I was unable to attend the organised Second Life Activity however I have used Second Life before.
I first got involved back in 2006. I wasn’t sure initially how to use Second Life for education but I could see how useful it could be to meet up with people from different parts of NZ or even the world. What I do like about the virtual environment is the ability to ‘see’ the person you are ‘talking to’ (everything was done by chat windows). The disadvantage back then was that those who could type fasts tended to have the opportunity to say the most. Another disadvantage was the lag and the inability to have too many people going through the same IP address.
Then came a chance to link in with a couple of other course participants on Thursday evening (NZ time). I hadn’t been into Second Life for quite some time. I had been in a week or so before and downloaded the new Second Life Viewer but that had been it. I decided to log on early and have a play. I was having difficultly remembering how to move. fortunately I knew of some student work from last semester on how to move in Second Life and that worked really well.
- Arwenna, Bowler and Sanwai 3 Nov 2011 (NZ time)
Second Life had moved on since 2006. Now there is voice for chatting. But there are some issues. For a start, getting the 3 of us hearing and speaking to each other especially as 2 of us were using a different viewer from the third (and expert) user. Then there was my problem of hearing background music. After turning off all of the music and sound options I could think of, the music was still there. The problem turned out to be sound from a different window I had open (ok I also had Gardens of Time open in another tab but I have my headphones plugged in all the time and hadn’t realised that was the sound it made). With only the 3 of us involved it was certainly time consuming to get everything working. From a practical point of view, it would probably be best if participants used the same viewer initially and have successfully logged in and created an avatar well before the first meeting for a formal session. I think it would also be important to have a number of seasoned users to help new users around. This could make for an interesting group community orientation to develop the idea of community for a course. Another issue is how big should a group be. The more people, the harder it is to coordinate chat either via text or voice.
I see an advantage of virtual worlds for education where students can see or use something in 3D. For example, a few years ago a fellow student created a subnetting tutorial in Second Life for his third year project (it’s no longer there). Not only did he have to work out how to calculate subnet masks but he also had to work out how to program it to work (and he disliked both subnetting and programming!!). This type of activity can be used by anyone at any time ie when the user wants to use it rather than when the tutor requires them to use it. It is also useful for revision activities as students can access it 24/7.
Like everything in education, it takes time to prepare these types of activities as well as the skills. If you have experience in programming and 3D modelling it wont be as difficult to build but other than that there is a steep learning curve. I imaging there are lots of resources available but then it is difficult to find things in the same way as on the Internet in general.
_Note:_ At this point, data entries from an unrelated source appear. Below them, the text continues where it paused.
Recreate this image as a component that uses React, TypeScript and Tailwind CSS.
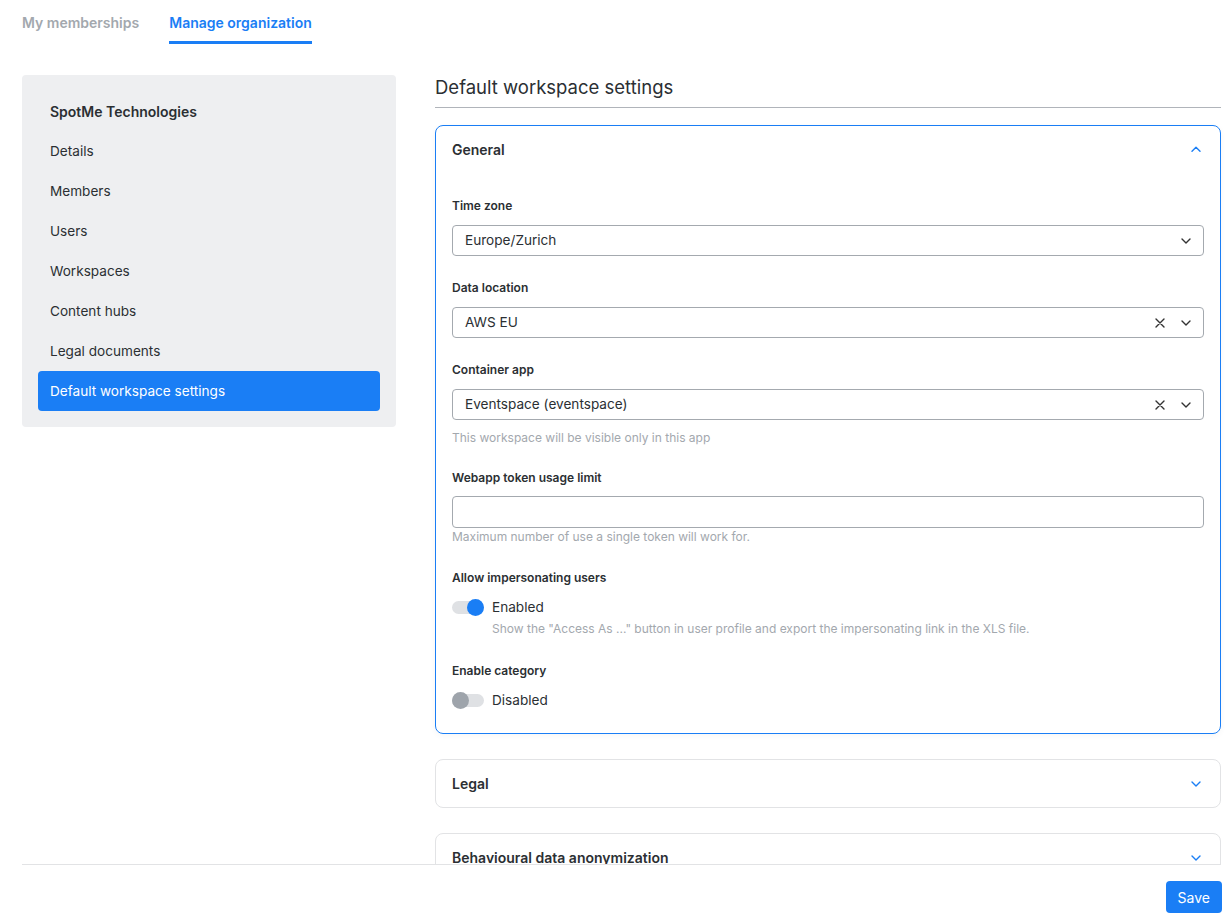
import React from 'react';

const font = { fontFamily: 'Inter, "Noto Sans", Arial, sans-serif' };

const navItems = ['Details', 'Members', 'Users', 'Workspaces', 'Content hubs', 'Legal documents'];

function Chevron({ up, className }: { up?: boolean; className?: string }) {
  return (
    <svg width="10" height="6" viewBox="0 0 10 6" className={className} fill="none">
      <path
        d={up ? 'M1 5.2 5 1.2l4 4' : 'M1 1 5 5l4-4'}
        stroke="currentColor"
        strokeWidth="1.4"
        strokeLinecap="round"
        strokeLinejoin="round"
      />
    </svg>
  );
}

function Cross() {
  return (
    <svg width="10" height="10" viewBox="0 0 10 10" fill="none" className="text-[#333]">
      <path d="M1 1l8 8M9 1 1 9" stroke="currentColor" strokeWidth="1.4" strokeLinecap="round" />
    </svg>
  );
}

function Field({
  label,
  children,
  help,
  helpGap = 'mt-[10px]',
  gap = 'mt-[24px]',
}: {
  label: string;
  children: React.ReactNode;
  help?: string;
  helpGap?: string;
  gap?: string;
}) {
  return (
    <div className={gap}>
      <div className="text-[12px] font-semibold leading-[16px] text-[#2b2f33]">{label}</div>
      <div className="mt-[11px]">{children}</div>
      {help && <div className={`${helpGap} text-[12px] leading-[16px] text-[#a3a8ae]`}>{help}</div>}
    </div>
  );
}

function Select({ value, clearable }: { value: string; clearable?: boolean }) {
  return (
    <div className="flex h-[31px] items-center rounded-[4px] border border-[#a4a9af] pl-[12px] pr-[12px]">
      <span className="flex-1 text-[13.6px] text-[#2b2f33]">{value}</span>
      {clearable && (
        <span className="mr-[16px] flex">
          <Cross />
        </span>
      )}
      <Chevron className="text-[#333]" />
    </div>
  );
}

function Toggle({ on, label, help }: { on: boolean; label: string; help?: string }) {
  return (
    <div>
      <div className="flex h-[17px] items-center">
        <span className="relative flex h-[17px] w-[32px] items-center">
          <span className="h-[13px] w-[32px] rounded-full bg-[#dfe1e4]" />
          <span
            className={
              on
                ? 'absolute right-0 top-0 h-[17px] w-[17px] rounded-full bg-[#1a7ef5]'
                : 'absolute left-0 top-0 h-[17px] w-[17px] rounded-full bg-[#9ea4ab]'
            }
          />
        </span>
        <span className="ml-[8px] text-[13.6px] text-[#2b2f33]">{label}</span>
      </div>
      {help && <div className="ml-[40px] mt-[5px] text-[12px] leading-[16px] text-[#a3a8ae]">{help}</div>}
    </div>
  );
}

function CollapsedCard({ title }: { title: string }) {
  return (
    <div className="mt-[25px] flex h-[49px] shrink-0 items-center justify-between rounded-[8px] border border-[#e2e3e5] pl-[16px] pr-[19px]">
      <span className="text-[14px] font-semibold text-[#2b2f33]">{title}</span>
      <Chevron className="text-[#1a7ef5]" />
    </div>
  );
}

export default function App() {
  return (
    <div style={font} className="flex h-[920px] flex-col overflow-hidden bg-white">
      <div className="h-[864px] overflow-hidden">
        <div className="flex gap-[30px] pl-[22px] text-[14px] font-semibold">
          <div className="pt-[12px] text-[#a3a8ae]">My memberships</div>
          <div className="border-b-[3px] border-[#1a7ef5] pb-[8px] pt-[12px] text-[#1a7ef5]">Manage organization</div>
        </div>

        <div className="mt-[31px] flex pl-[22px] pr-[8px]">
          <aside className="h-[352px] w-[374px] shrink-0 rounded-[4px] bg-[#eeeff1] px-[16px] py-[16px]">
            <div className="flex h-[40px] items-center px-[12px] text-[14px] font-semibold text-[#2b2f33]">
              SpotMe Technologies
            </div>
            {navItems.map((item) => (
              <div key={item} className="flex h-[40px] items-center px-[12px] text-[13.6px] text-[#2b2f33]">
                {item}
              </div>
            ))}
            <div className="flex h-[40px] items-center rounded-[4px] bg-[#1a7ef5] px-[12px] text-[13.6px] text-white">
              Default workspace settings
            </div>
          </aside>

          <main className="ml-[39px] flex flex-1 flex-col">
            <h1 className="border-b border-[#b0b4ba] pb-[8px] text-[18.5px] leading-[24px] text-[#2b2f33]">
              Default workspace settings
            </h1>

            <section className="mt-[17px] rounded-[8px] border border-[#1a7ef5] pb-[24px] shadow-[0_2px_6px_rgba(0,0,0,0.04)]">
              <div className="flex h-[46px] items-center justify-between pl-[16px] pr-[19px]">
                <span className="text-[14px] font-semibold text-[#2b2f33]">General</span>
                <Chevron up className="text-[#1a7ef5]" />
              </div>
              <div className="px-[16px] pt-[26px]">
                <Field label="Time zone" gap="mt-0">
                  <Select value="Europe/Zurich" />
                </Field>
                <Field label="Data location">
                  <Select value="AWS EU" clearable />
                </Field>
                <Field label="Container app" help="This workspace will be visible only in this app">
                  <Select value="Eventspace (eventspace)" clearable />
                </Field>
                <Field
                  label="Webapp token usage limit"
                  help="Maximum number of use a single token will work for."
                  helpGap="mt-[1px]"
                >
                  <div className="-mt-[1px] h-[32px] rounded-[4px] border border-[#a4a9af]" />
                </Field>
                <Field label="Allow impersonating users" gap="mt-[25px]">
                  <div className="mt-[13px]">
                    <Toggle
                      on
                      label="Enabled"
                      help={'Show the "Access As ..." button in user profile and export the impersonating link in the XLS file.'}
                    />
                  </div>
                </Field>
                <Field label="Enable category" gap="mt-[26px]">
                  <div className="mt-[13px]">
                    <Toggle on={false} label="Disabled" />
                  </div>
                </Field>
              </div>
            </section>

            <CollapsedCard title="Legal" />
            <CollapsedCard title="Behavioural data anonymization" />
          </main>
        </div>
      </div>

      <div className="ml-[22px] mr-[8px] flex justify-end border-t border-[#e2e3e5] pt-[16px]">
        <button className="-mr-[1px] h-[32px] rounded-[4px] bg-[#1a7ef5] px-[12px] text-[14px] text-white">Save</button>
      </div>
    </div>
  );
}
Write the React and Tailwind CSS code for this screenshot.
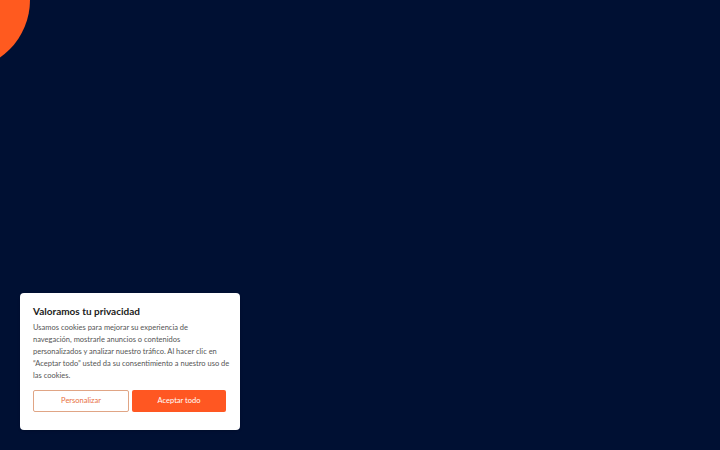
export default function App() {
  return (
    <div className="relative h-[450px] w-[720px] overflow-hidden bg-[#001033] font-['Lato',sans-serif]">
      {/* decorative blob */}
      <svg className="absolute left-0 top-0" width="80" height="80" viewBox="0 0 80 80">
        <circle cx="-40" cy="0" r="70" fill="#ff5a1f" />
      </svg>

      <div className="absolute bottom-[20px] left-[20px] w-[220px] rounded-[4px] bg-white pb-[18px] pl-[13px] pr-[14px] pt-[11px] shadow">
        <h2 className="text-[10px] font-bold leading-[14px] text-[#212121]">
          Valoramos tu privacidad
        </h2>
        <p className="mt-[4px] whitespace-nowrap text-[7.5px] leading-[12px] text-[#555]">
          Usamos cookies para mejorar su experiencia de
          <br />
          navegación, mostrarle anuncios o contenidos
          <br />
          personalizados y analizar nuestro tráfico. Al hacer clic en
          <br />
          “Aceptar todo” usted da su consentimiento a nuestro uso de
          <br />
          las cookies.
        </p>
        <div className="mt-[8px] flex gap-[3px]">
          <button className="h-[22px] flex-1 rounded-[2px] border border-[#e0a585] bg-white text-[7.5px] text-[#e8703f]">
            Personalizar
          </button>
          <button className="h-[22px] flex-1 rounded-[2px] bg-[#ff5722] text-[7.5px] text-white">
            Aceptar todo
          </button>
        </div>
      </div>
    </div>
  );
}
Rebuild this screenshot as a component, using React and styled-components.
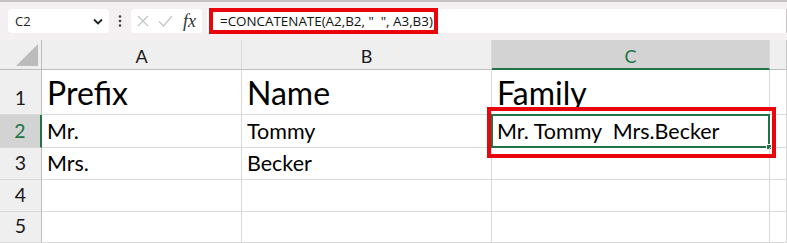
import React from "react";
import styled, { createGlobalStyle } from "styled-components";

const GREEN = "#217346";
const GRID = "#d9d9d9";

const Global = createGlobalStyle`
  html, body { margin: 0; padding: 0; background: #fff; }
  body { width: 787px; height: 243px; overflow: hidden; }
  * { box-sizing: border-box; }
`;

const Page = styled.div`
  width: 787px;
  height: 243px;
  display: flex;
  flex-direction: column;
`;

const Toolbar = styled.div`
  height: 40px;
  background: #f4f0f1;
  border-top: 2px solid #c5c1c2;
  display: flex;
  align-items: flex-start;
  padding: 7px 0 0 8px;
`;

const Box = styled.div`
  height: 24px;
  background: #fff;
  border-radius: 4px;
  display: flex;
  align-items: center;
`;

const NameBox = styled(Box)`
  width: 101px;
  padding: 0 6px 0 7px;
  justify-content: space-between;
  font-family: "Open Sans", "Noto Sans", sans-serif;
  font-size: 13px;
  color: #222;
`;

const Dots = styled.div`
  width: 22px;
  height: 24px;
  display: flex;
  align-items: center;
  justify-content: center;
`;

const FuncBox = styled(Box)`
  width: 71px;
  padding: 0 4px 0 6px;
  gap: 9px;
`;

const Fx = styled.span`
  font-family: "Liberation Serif", serif;
  font-style: italic;
  font-size: 18px;
  color: #333;
  margin-left: 1px;
`;

const FormulaBar = styled(Box)`
  flex: 1;
  margin-left: 5px;
  border-radius: 0;
  border-right: 1px solid #c9c5c6;
  padding-left: 2px;
`;

const Formula = styled.div`
  height: 26px;
  border: 4px solid #e8060c;
  padding: 0 1px 0 7px;
  display: flex;
  align-items: center;
  font-family: "Open Sans", "Noto Sans", sans-serif;
  font-size: 13.4px;
  color: #111;
  white-space: pre;
`;

const Sheet = styled.div`
  display: grid;
  grid-template-columns: 42px 200px 250px 278px 17px;
  grid-template-rows: 30px 45px 33px 32px 32px 31px;
  font-family: Lato, "Noto Sans", sans-serif;
`;

const Corner = styled.div`
  background: #efefef;
  border-right: 1px solid #bdbdbd;
  border-bottom: 1px solid #bdbdbd;
  display: flex;
  align-items: flex-end;
  justify-content: flex-end;
  padding: 0 3px 3px 0;
`;

const Triangle = styled.div`
  width: 22px;
  height: 22px;
  background: #bcbcbc;
  clip-path: polygon(100% 0, 100% 100%, 0 100%);
`;

const ColHead = styled.div`
  background: ${({ $active }) => ($active ? "#d3d3d3" : "#efefef")};
  border-right: 1px solid ${({ $edge }) => ($edge ? "#c8c8c8" : GRID)};
  border-bottom: ${({ $active }) => ($active ? `2px solid ${GREEN}` : "1px solid #bdbdbd")};
  color: ${({ $active }) => ($active ? GREEN : "#1a1a1a")};
  font-size: 18px;
  display: flex;
  align-items: center;
  justify-content: center;
  padding-top: 3px;
`;

const RowHead = styled.div`
  background: ${({ $active }) => ($active ? "#d3d3d3" : "#efefef")};
  border-right: ${({ $active }) => ($active ? `2px solid ${GREEN}` : "1px solid #bdbdbd")};
  border-bottom: 1px solid ${GRID};
  color: ${({ $active }) => ($active ? GREEN : "#1a1a1a")};
  font-size: 19.5px;
  display: flex;
  align-items: flex-end;
  justify-content: center;
  padding-bottom: 5px;
`;

const Cell = styled.div`
  position: relative;
  border-right: 1px solid ${GRID};
  border-bottom: 1px solid ${GRID};
  display: flex;
  align-items: flex-end;
  padding: 0 0 ${({ $big }) => ($big ? "2px" : "3px")} 5px;
  font-size: ${({ $big }) => ($big ? "32px" : "21.5px")};
  color: #000;
  white-space: pre;
`;

const Selection = styled.div`
  position: absolute;
  left: -1px;
  top: -1px;
  right: -1px;
  bottom: -1px;
  border: 2px solid ${GREEN};
  pointer-events: none;
`;

const Handle = styled.div`
  position: absolute;
  right: -4px;
  bottom: -4px;
  width: 6px;
  height: 6px;
  background: ${GREEN};
  border: 1px solid #fff;
`;

const Callout = styled.div`
  position: absolute;
  left: -5px;
  top: -8px;
  right: -7px;
  bottom: -11px;
  border: 4px solid #e8060c;
  z-index: 2;
`;

const Label = styled.span`
  position: relative;
  z-index: 1;
`;

const CloseIcon = () => (
  <svg width="12" height="12" viewBox="0 0 12 12">
    <path d="M1 1 L11 11 M11 1 L1 11" stroke="#c4c4c4" strokeWidth="1.3" fill="none" />
  </svg>
);

const CheckIcon = () => (
  <svg width="15" height="12" viewBox="0 0 15 12">
    <path d="M1 6.5 L5.5 11 L14 1" stroke="#c4c4c4" strokeWidth="1.3" fill="none" />
  </svg>
);

const Chevron = () => (
  <svg width="10" height="7" viewBox="0 0 10 7">
    <path d="M1 1.5 L5 5.5 L9 1.5" stroke="#222" strokeWidth="1.8" fill="none" />
  </svg>
);

const VDots = () => (
  <svg width="4" height="12" viewBox="0 0 4 12">
    <circle cx="2" cy="1.5" r="1.3" fill="#444" />
    <circle cx="2" cy="6" r="1.3" fill="#444" />
    <circle cx="2" cy="10.5" r="1.3" fill="#444" />
  </svg>
);

const rows = [
  { n: 1, big: true, a: "Prefix", b: "Name", c: "Family" },
  { n: 2, a: "Mr.", b: "Tommy", c: "Mr. Tommy  Mrs.Becker", active: true },
  { n: 3, a: "Mrs.", b: "Becker", c: "" },
  { n: 4, a: "", b: "", c: "" },
  { n: 5, a: "", b: "", c: "" },
];

export default function App() {
  return (
    <Page>
      <Global />
      <Toolbar>
        <NameBox>
          <span>C2</span>
          <Chevron />
        </NameBox>
        <Dots>
          <VDots />
        </Dots>
        <FuncBox>
          <CloseIcon />
          <CheckIcon />
          <Fx>fx</Fx>
        </FuncBox>
        <FormulaBar>
          <Formula>{'=CONCATENATE(A2,B2, "  ", A3,B3)'}</Formula>
        </FormulaBar>
      </Toolbar>
      <Sheet>
        <Corner>
          <Triangle />
        </Corner>
        <ColHead>A</ColHead>
        <ColHead>B</ColHead>
        <ColHead $active>C</ColHead>
        <ColHead $edge />
        {rows.map((r) => (
          <React.Fragment key={r.n}>
            <RowHead $active={r.active}>{r.n}</RowHead>
            <Cell $big={r.big}>{r.a}</Cell>
            <Cell $big={r.big}>{r.b}</Cell>
            <Cell $big={r.big}>
              {r.active && (
                <>
                  <Selection>
                    <Handle />
                  </Selection>
                  <Callout />
                </>
              )}
              <Label>{r.c}</Label>
            </Cell>
            <Cell />
          </React.Fragment>
        ))}
      </Sheet>
    </Page>
  );
}
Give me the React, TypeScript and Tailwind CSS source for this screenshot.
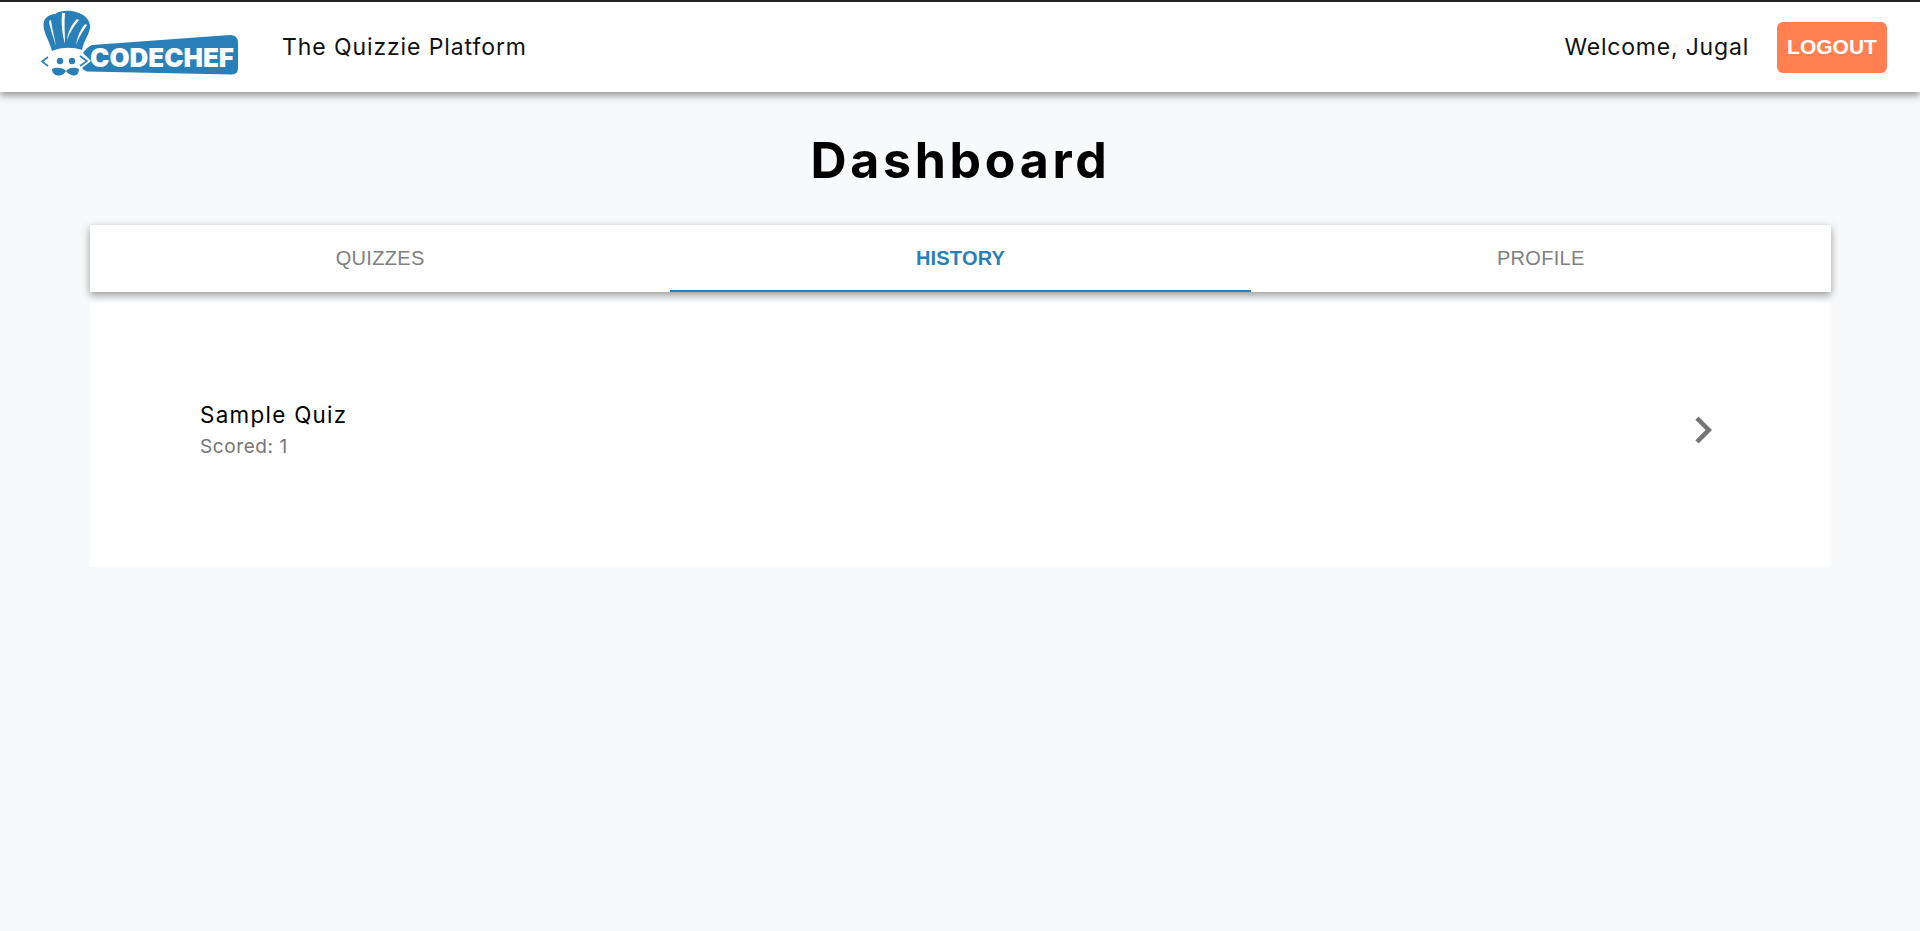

I final thought on virtual world education is the cost. It surprised me that the couple of hours I was in Second Life along with some voice used nearly 2Gb of my allowance. I don’t know about the rest of the world, be here in NZ I pay a flat monthly rate for the connection and then a usage charge for every Gb I use. It may not be a lot, but it certainly adds up if you are on a low or no income as many students are. One option to avoid this cost is to use the education environment’s infrastructure but then, how long will they allow that, how many others are using it, and how many people can use the same IP address.